----- INFORMATION SUPPLIED
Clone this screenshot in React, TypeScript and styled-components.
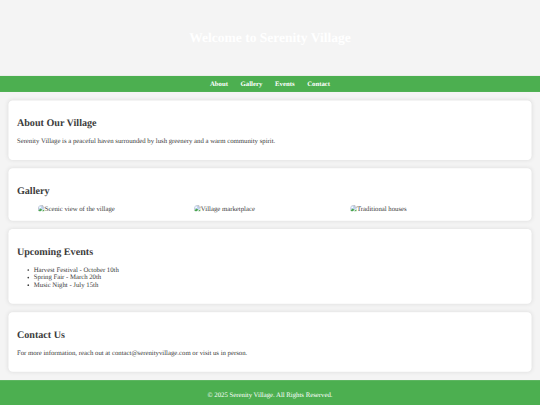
import React from 'react'
import styled, {createGlobalStyle} from 'styled-components'

const photos = ['Scenic view of the village', 'Village marketplace', 'Traditional houses']
const events = ['Harvest Festival - October 10th', 'Spring Fair - March 20th', 'Music Night - July 15th']

const MissingPhoto = () => (
  <PhotoIcon viewBox="0 0 16 16">
    <path d="M1 1h10l4 4v3l-8 7H1z" fill="#c3d5f2" />
    <path d="M1 15V1h10l4 4v3" fill="none" stroke="#9b9b9b" />
    <path d="M11 1v4h4" fill="#fff" stroke="#9b9b9b" />
    <circle cx="5" cy="5.5" r="2" fill="#fff" />
    <path d="M1 15v-2l5-5 4 3-4 4z" fill="#4ca64c" />
    <path d="M9 15l6-5v5z" fill="#4ca64c" />
  </PhotoIcon>
)

const App = () => {
  return (
    <Frame>
      <GlobalStyle />
      <Page>
        <Header>
          <Title>Welcome to Serenity Village</Title>
        </Header>
        <Nav>
          <NavLink href="#about">About</NavLink>
          <NavLink href="#gallery">Gallery</NavLink>
          <NavLink href="#events">Events</NavLink>
          <NavLink href="#contact">Contact</NavLink>
        </Nav>
        <Section id="about">
          <Heading>About Our Village</Heading>
          <Text>Serenity Village is a peaceful haven surrounded by lush greenery and a warm community spirit.</Text>
        </Section>
        <Section id="gallery">
          <Heading>Gallery</Heading>
          <Gallery>
            {photos.map((photo) => (
              <Photo key={photo}>
                <MissingPhoto />
                {photo}
              </Photo>
            ))}
          </Gallery>
        </Section>
        <Section id="events">
          <Heading>Upcoming Events</Heading>
          <List>
            {events.map((event) => (
              <li key={event}>{event}</li>
            ))}
          </List>
        </Section>
        <Section id="contact">
          <Heading>Contact Us</Heading>
          <Text>For more information, reach out at contact@serenityvillage.com or visit us in person.</Text>
        </Section>
        <Footer>
          <FooterText>© 2025 Serenity Village. All Rights Reserved.</FooterText>
        </Footer>
      </Page>
    </Frame>
  )
}

export default App

const GlobalStyle = createGlobalStyle`
body {
  margin: 0;
  background-color: #f4f4f4;
}
`;

const Frame = styled.div`
width: 540px;
height: 405px;
overflow: hidden;
`;

/* laid out for a 1280px desktop and scaled down to the 540px window */
const Page = styled.div`
width: 1280px;
height: 960px;
transform: scale(0.421875);
transform-origin: 0 0;
color: #3c3c3c;
font-family: "Liberation Serif", "Times New Roman", serif;
font-size: 16px;
line-height: 18px;
text-rendering: geometricPrecision;
`;

const Header = styled.header`
display: flow-root;
padding: 50px 20px;
color: #fff;
text-align: center;
`;

const Title = styled.h1`
margin: 21.44px 0;
font-size: 32px;
line-height: 37px;
`;

const Nav = styled.nav`
display: flex;
justify-content: center;
gap: 30px;
padding: 10px;
background-color: #4caf50;
`;

const NavLink = styled.a`
color: #fff;
font-weight: bold;
text-decoration: none;
`;

const Section = styled.section`
display: flow-root;
margin: 20px;
padding: 20.7px 20px 19.3px;
background-color: #fff;
border-radius: 10px;
box-shadow: 0 0 10px rgba(0, 0, 0, 0.1);
`;

const Heading = styled.h2`
margin: 19.92px 0;
font-size: 24px;
line-height: 27px;
`;

const Text = styled.p`
margin: 16px 0;
`;

const Gallery = styled.div`
display: flex;
justify-content: center;
gap: 10px;
`;

const Photo = styled.div`
display: flex;
width: 30%;
border-radius: 10px;
overflow: hidden;
`;

const PhotoIcon = styled.svg`
width: 16px;
height: 16px;
`;

const List = styled.ul`
margin: 16px 0;
padding-left: 40px;
`;

const Footer = styled.footer`
display: flow-root;
height: 58.6px;
box-sizing: border-box;
padding: 10px 10px 0;
background-color: #4caf50;
color: #fff;
text-align: center;
`;

const FooterText = styled(Text)`
margin-bottom: 0;
`;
----------
## SHORT TASK:
Extract the full listing above verbatim; pictures are to be left out of the copy.

## CORRECT RESULT:
Clone this screenshot in React, TypeScript and styled-components.
import React from 'react'
import styled, {createGlobalStyle} from 'styled-components'

const photos = ['Scenic view of the village', 'Village marketplace', 'Traditional houses']
const events = ['Harvest Festival - October 10th', 'Spring Fair - March 20th', 'Music Night - July 15th']

const MissingPhoto = () => (
  <PhotoIcon viewBox="0 0 16 16">
    <path d="M1 1h10l4 4v3l-8 7H1z" fill="#c3d5f2" />
    <path d="M1 15V1h10l4 4v3" fill="none" stroke="#9b9b9b" />
    <path d="M11 1v4h4" fill="#fff" stroke="#9b9b9b" />
    <circle cx="5" cy="5.5" r="2" fill="#fff" />
    <path d="M1 15v-2l5-5 4 3-4 4z" fill="#4ca64c" />
    <path d="M9 15l6-5v5z" fill="#4ca64c" />
  </PhotoIcon>
)

const App = () => {
  return (
    <Frame>
      <GlobalStyle />
      <Page>
        <Header>
          <Title>Welcome to Serenity Village</Title>
        </Header>
        <Nav>
          <NavLink href="#about">About</NavLink>
          <NavLink href="#gallery">Gallery</NavLink>
          <NavLink href="#events">Events</NavLink>
          <NavLink href="#contact">Contact</NavLink>
        </Nav>
        <Section id="about">
          <Heading>About Our Village</Heading>
          <Text>Serenity Village is a peaceful haven surrounded by lush greenery and a warm community spirit.</Text>
        </Section>
        <Section id="gallery">
          <Heading>Gallery</Heading>
          <Gallery>
            {photos.map((photo) => (
              <Photo key={photo}>
                <MissingPhoto />
                {photo}
              </Photo>
            ))}
          </Gallery>
        </Section>
        <Section id="events">
          <Heading>Upcoming Events</Heading>
          <List>
            {events.map((event) => (
              <li key={event}>{event}</li>
            ))}
          </List>
        </Section>
        <Section id="contact">
          <Heading>Contact Us</Heading>
          <Text>For more information, reach out at contact@serenityvillage.com or visit us in person.</Text>
        </Section>
        <Footer>
          <FooterText>© 2025 Serenity Village. All Rights Reserved.</FooterText>
        </Footer>
      </Page>
    </Frame>
  )
}

export default App

const GlobalStyle = createGlobalStyle`
body {
  margin: 0;
  background-color: #f4f4f4;
}
`;

const Frame = styled.div`
width: 540px;
height: 405px;
overflow: hidden;
`;

/* laid out for a 1280px desktop and scaled down to the 540px window */
const Page = styled.div`
width: 1280px;
height: 960px;
transform: scale(0.421875);
transform-origin: 0 0;
color: #3c3c3c;
font-family: "Liberation Serif", "Times New Roman", serif;
font-size: 16px;
line-height: 18px;
text-rendering: geometricPrecision;
`;

const Header = styled.header`
display: flow-root;
padding: 50px 20px;
color: #fff;
text-align: center;
`;

const Title = styled.h1`
margin: 21.44px 0;
font-size: 32px;
line-height: 37px;
`;

const Nav = styled.nav`
display: flex;
justify-content: center;
gap: 30px;
padding: 10px;
background-color: #4caf50;
`;

const NavLink = styled.a`
color: #fff;
font-weight: bold;
text-decoration: none;
`;

const Section = styled.section`
display: flow-root;
margin: 20px;
padding: 20.7px 20px 19.3px;
background-color: #fff;
border-radius: 10px;
box-shadow: 0 0 10px rgba(0, 0, 0, 0.1);
`;

const Heading = styled.h2`
margin: 19.92px 0;
font-size: 24px;
line-height: 27px;
`;

const Text = styled.p`
margin: 16px 0;
`;

const Gallery = styled.div`
display: flex;
justify-content: center;
gap: 10px;
`;

const Photo = styled.div`
display: flex;
width: 30%;
border-radius: 10px;
overflow: hidden;
`;

const PhotoIcon = styled.svg`
width: 16px;
height: 16px;
`;

const List = styled.ul`
margin: 16px 0;
padding-left: 40px;
`;

const Footer = styled.footer`
display: flow-root;
height: 58.6px;
box-sizing: border-box;
padding: 10px 10px 0;
background-color: #4caf50;
color: #fff;
text-align: center;
`;

const FooterText = styled(Text)`
margin-bottom: 0;
`;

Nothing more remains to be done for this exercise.